* **THE EXERCISE**
Find the word "with" in the records below. List each line containing it.

***** DATASET ENTRIES *****

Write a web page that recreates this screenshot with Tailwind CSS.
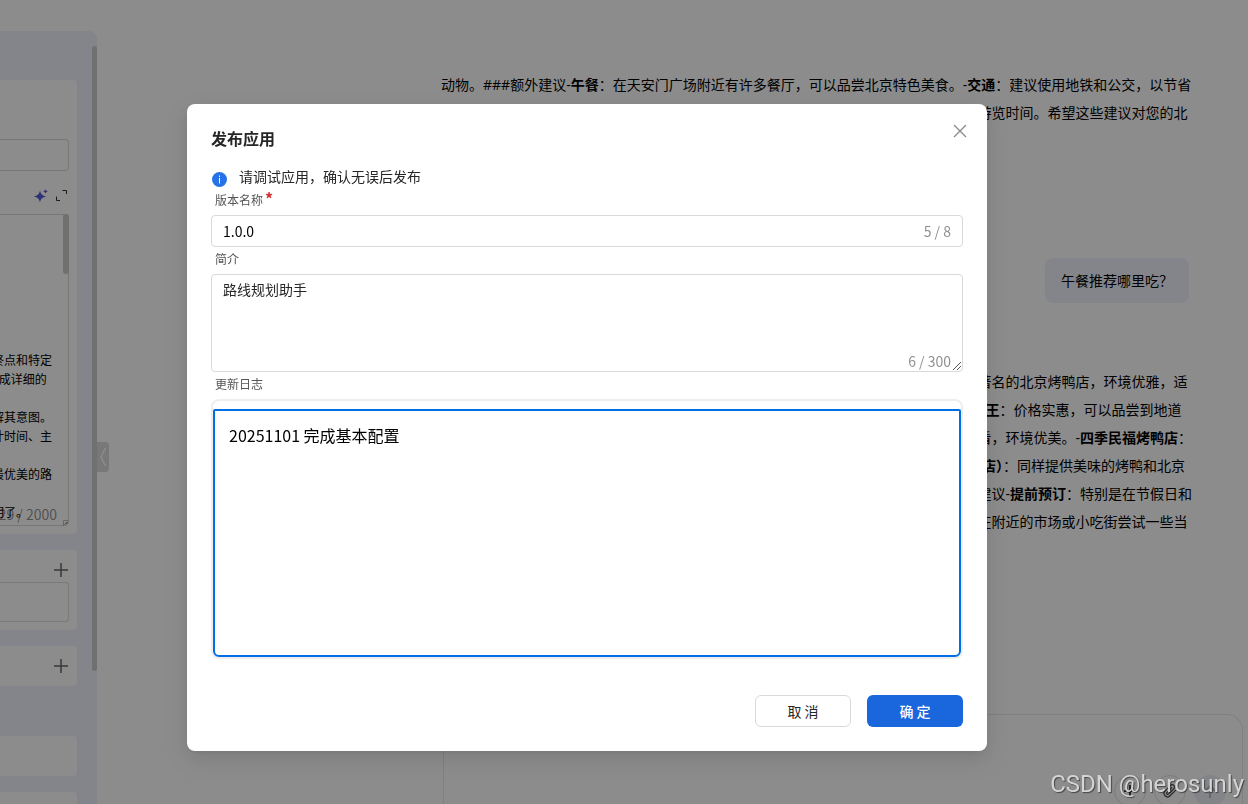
<!DOCTYPE html>
<html lang="zh-CN">
<head>
  <meta charset="UTF-8">
  <meta name="viewport" content="width=device-width, initial-scale=1.0">
  <title>发布应用</title>
  <script src="https://cdn.jsdelivr.net/npm/@tailwindcss/browser@4"></script>
</head>
<body class="h-screen overflow-hidden bg-white text-sm text-black font-['Noto_Sans_CJK_SC',sans-serif]">
  <div class="flex h-screen overflow-hidden">
    <!-- Sidebar -->
    <aside class="relative mt-[31px] w-[97px] shrink-0 rounded-tr-lg bg-[#f0f3fc]">
      <div class="flex h-full flex-col overflow-hidden pt-[49px] pr-5">
        <section class="shrink-0 rounded-r bg-white pt-[59px] pr-2 pb-2">
          <input type="text" aria-label="应用名称" class="block h-8 w-full rounded-r border border-l-0 border-[#d9d9d9]">
          <div class="flex h-[43px] items-center justify-end gap-2 pt-1.5">
            <button type="button" aria-label="智能优化">
              <svg class="size-[14px]" viewBox="0 0 14 14">
                <defs>
                  <linearGradient id="spark" x1="0" y1="0" x2="1" y2="0">
                    <stop offset="0" stop-color="#2f6bd8" />
                    <stop offset="1" stop-color="#7a4fd6" />
                  </linearGradient>
                </defs>
                <path fill="url(#spark)" d="M6 1.500c.8 3.600 2.200 5 6 6-3.800 1-5.200 2.400-6 6-.8-3.600-2.200-5-6-6 3.800-1 5.200-2.400 6-6zM11.500 0c.3 1.500.9 2 2.500 2.400-1.600.4-2.200.9-2.500 2.400-.3-1.500-.9-2-2.500-2.400C10.600 2 11.200 1.500 11.500 0z" />
              </svg>
            </button>
            <button type="button" aria-label="全屏" class="mr-0.5">
              <svg class="size-[11px]" viewBox="0 0 11 11" fill="none" stroke="#333" stroke-width="1">
                <path d="M6.500 .500h4v3.500M.500 6.500v4H4" />
              </svg>
            </button>
          </div>
          <div class="relative">
            <textarea aria-label="提示词" readonly spellcheck="false" class="-ml-8 block h-[312px] w-[101px] resize-none overflow-hidden rounded border border-[#d9d9d9] pt-[135px] pl-[11px] text-xs leading-[19px] whitespace-pre">起终点和特定
1生成详细的

理解其意图。
估计时间、主

择最优美的路

说明了。</textarea>
            <span class="absolute right-3 bottom-0.5 text-sm whitespace-nowrap text-black/45">29 / 2000</span>
            <span class="absolute top-0 right-0 h-[60px] w-1.5 rounded-full bg-[#ccc]"></span>
            <svg class="absolute right-0 bottom-0 size-1.5" viewBox="0 0 6 6"><path d="M.500 6V.500H6" fill="none" stroke="#bbb" /><path d="M2 4.500L4.500 2" stroke="#333" /></svg>
          </div>
        </section>

        <section class="mt-4 shrink-0 rounded-r bg-white pr-2 pb-2">
          <div class="flex h-8 items-start justify-end pt-3">
            <button type="button" aria-label="添加">
              <svg class="size-4" viewBox="0 0 16 16" stroke="#666" stroke-width="1.500"><path d="M8 1v14M1 8h14" /></svg>
            </button>
          </div>
          <div class="h-10 rounded-r border border-l-0 border-[#dedede]"></div>
        </section>

        <section class="mt-4 flex h-10 shrink-0 items-center justify-end rounded-r bg-white pr-2">
          <button type="button" aria-label="添加">
            <svg class="size-4" viewBox="0 0 16 16" stroke="#666" stroke-width="1.500"><path d="M8 1v14M1 8h14" /></svg>
          </button>
        </section>

        <section class="mt-[50px] h-10 shrink-0 rounded-r bg-white"></section>
        <section class="mt-4 h-10 shrink-0 rounded-r bg-white"></section>
      </div>

      <!-- scrollbar and collapse handle -->
      <span class="absolute top-[15px] right-0 h-[625px] w-[5px] rounded-full bg-[#ccc]"></span>
      <button type="button" aria-label="收起" class="absolute top-[411px] left-full flex h-[30px] w-3 items-center justify-center rounded-r bg-[#dadada]">
        <svg class="h-5 w-2" viewBox="0 0 8 20" fill="none" stroke="#fff" stroke-width="1.500"><path d="M6.500 1L2 10l4.500 9" /></svg>
      </button>
    </aside>

    <!-- Chat -->
    <main class="flex min-w-0 flex-1 flex-col pl-[344px]">
      <div class="min-h-0 flex-1 overflow-hidden pt-[71px] leading-7 whitespace-nowrap font-['Open_Sans','Noto_Sans_CJK_SC',sans-serif]">
        <div>
          <p>动物。###额外建议-<b>午餐</b>：在天安门广场附近有许多餐厅，可以品尝北京特色美食。-<b>交通</b>：建议使用地铁和公交，以节省</p>
          <p>时间并避免交通拥堵，出发前请查看当天线路。-预约：提前预约各景点门票，合理安排游览时间。希望这些建议对您的北</p>
        </div>
        <div class="mt-[131px] mr-[59px] flex justify-end">
          <p class="rounded-lg bg-[#f0f3fc] px-4 pt-[9px] pb-2">午餐推荐哪里吃？</p>
        </div>
        <div class="mt-[65px]">
          <p>天安门广场附近的午餐选择很多，以下几家餐厅都值得您品尝。-全聚德前门店：这里是著名的北京烤鸭店，环境优雅，适</p>
          <p>合全家人一起用餐，菜品丰富，服务周到，位置便利，步行可以到达前门大街1号。-<b>烤鸭王</b>：价格实惠，可以品尝到地道</p>
          <p>的北京风味，适合想要体验老北京美食的朋友。-大董烤鸭店：菜品精致讲究，摆盘也好看，环境优美。-<b>四季民福烤鸭店</b>：</p>
          <p>-口味正宗并且靠近故宫，可以一边用餐一边欣赏故宫周边的景色。-<b>便宜坊（前门鲜鱼口店）</b>：同样提供美味的烤鸭和北京</p>
          <p>传统小吃，性价比非常高，适合家庭和朋友聚餐时选择的老字号餐厅，值得推荐。-用餐建议-<b>提前预订</b>：特别是在节假日和</p>
          <p>周末的时候，热门餐厅往往需要排队等候很久。-尝试小吃：除了烤鸭之外，您也可以选在附近的市场或小吃街尝试一些当</p>
        </div>
      </div>

      <div class="mr-[5px] ml-0.5 flex h-[90px] shrink-0 items-start justify-end gap-2 overflow-hidden rounded-t-2xl border border-b-0 border-[#e9e9e9] pt-[60px] pr-4">
        <button type="button" aria-label="新建" class="flex size-8 items-center justify-center rounded-full border border-[#e2e2e2]">
          <svg class="size-3" viewBox="0 0 12 12" stroke="#444" stroke-width="2"><path d="M6 0v12M0 6h12" /></svg>
        </button>
        <button type="button" aria-label="附件" class="flex size-8 items-center justify-center rounded-full border border-[#e2e2e2]">
          <svg class="size-3.5" viewBox="0 0 24 24" fill="none" stroke="#444" stroke-width="2" stroke-linecap="round"><path d="M21.400 11l-9.200 9.200a6 6 0 01-8.500-8.500l9.200-9.200a4 4 0 015.700 5.700l-9.200 9.200a2 2 0 01-2.800-2.800l8.500-8.500" /></svg>
        </button>
        <button type="button" aria-label="发送" class="flex size-8 items-center justify-center rounded-full bg-[#eff1f6]">
          <svg class="size-3.5" viewBox="0 0 14 14" fill="none" stroke="#bbb" stroke-width="2"><path d="M7 14V2M2 7l5-5 5 5" /></svg>
        </button>
      </div>
    </main>
  </div>

  <!-- Modal -->
  <div class="fixed inset-0 flex items-start justify-center overflow-hidden bg-black/45 pt-[104px] pr-[74px]">
    <form role="dialog" aria-labelledby="modal-title" class="relative w-[800px] rounded-lg bg-white px-6 pt-[22px] pb-6 text-[#262626] shadow-[0_6px_16px_0_rgba(0,0,0,0.08),0_3px_6px_-4px_rgba(0,0,0,0.12),0_9px_28px_8px_rgba(0,0,0,0.05)]">
      <h1 id="modal-title" class="text-base leading-6 font-bold">发布应用</h1>
      <button type="button" aria-label="关闭" class="absolute top-5 right-5">
        <svg class="size-[14px]" viewBox="0 0 14 14" stroke="#8c8c8c" stroke-width="1.400"><path d="M1 1l12 12M13 1L1 13" /></svg>
      </button>

      <div class="mt-4 mb-0.5 flex h-5 items-center gap-3">
        <svg class="mt-1.5 ml-px size-[15px]" viewBox="0 0 15 15"><circle cx="7.500" cy="7.500" r="7.500" fill="#2673e8" /><path d="M7 3.500h1V5H7zM7 6h1v5.500H7z" fill="#fff" /></svg>
        <p class="leading-5">请调试应用，确认无误后发布</p>
      </div>

      <label for="version" class="block px-1 pt-0.5 pb-[5px] text-xs leading-5 text-[#555]">版本名称<span class="ml-0.5 text-base leading-none font-bold text-[#cf3030]">*</span></label>
      <div class="flex h-8 items-center rounded border border-[#d9d9d9] px-[11px]">
        <input id="version" type="text" value="1.0.0" class="min-w-0 flex-1 text-black outline-none">
        <span class="text-black/45">5 / 8</span>
      </div>

      <label for="intro" class="block px-1 pt-0.5 pb-[5px] text-xs leading-5 text-[#555]">简介</label>
      <div class="relative">
        <textarea id="intro" spellcheck="false" class="block h-[98px] w-full resize-none rounded border border-[#d9d9d9] px-[11px] py-[3px] leading-[22px] outline-none">路线规划助手</textarea>
        <span class="absolute right-3 bottom-0 leading-[22px] text-black/45">6 / 300</span>
        <svg class="absolute right-0.5 bottom-0.5 size-2" viewBox="0 0 8 8" stroke="#555"><path d="M0 8L8 0M4 8l4-4" /></svg>
      </div>

      <label for="log" class="block px-1 pt-0.5 pb-[5px] text-xs leading-5 text-[#555]">更新日志</label>
      <div class="rounded-lg border-2 border-[#eee] pt-2">
        <textarea id="log" spellcheck="false" class="block h-[248px] w-full resize-none rounded-t-xs rounded-b-md border-2 border-[#006fe6] px-3.5 py-3 text-base leading-6 text-black outline-none">20251101 完成基本配置</textarea>
      </div>

      <div class="mt-9 flex justify-end gap-4">
        <button type="button" class="h-8 w-24 rounded-md border border-[#d9d9d9] bg-white">取 消</button>
        <button type="submit" class="h-8 w-24 rounded-md bg-[#1a66dc] font-medium text-white">确 定</button>
      </div>
    </form>
  </div>

  <!-- Watermark -->
  <p class="fixed right-1 bottom-1 text-2xl leading-8 text-[#d4d4d4] font-[Roboto,sans-serif] text-shadow-[1px_1px_1px_rgb(0_0_0/0.5)]">CSDN @herosunly</p>
</body>
</html>
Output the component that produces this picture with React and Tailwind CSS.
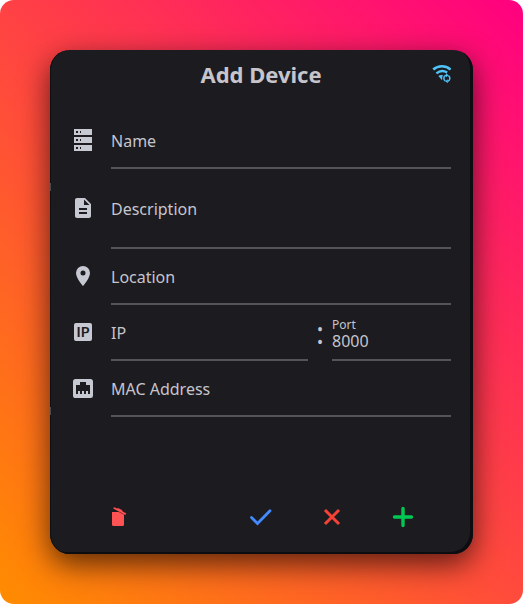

*****

* **RESPONSE**
Write a web page that recreates this screenshot with Tailwind CSS.
Output the component that produces this picture with React and Tailwind CSS.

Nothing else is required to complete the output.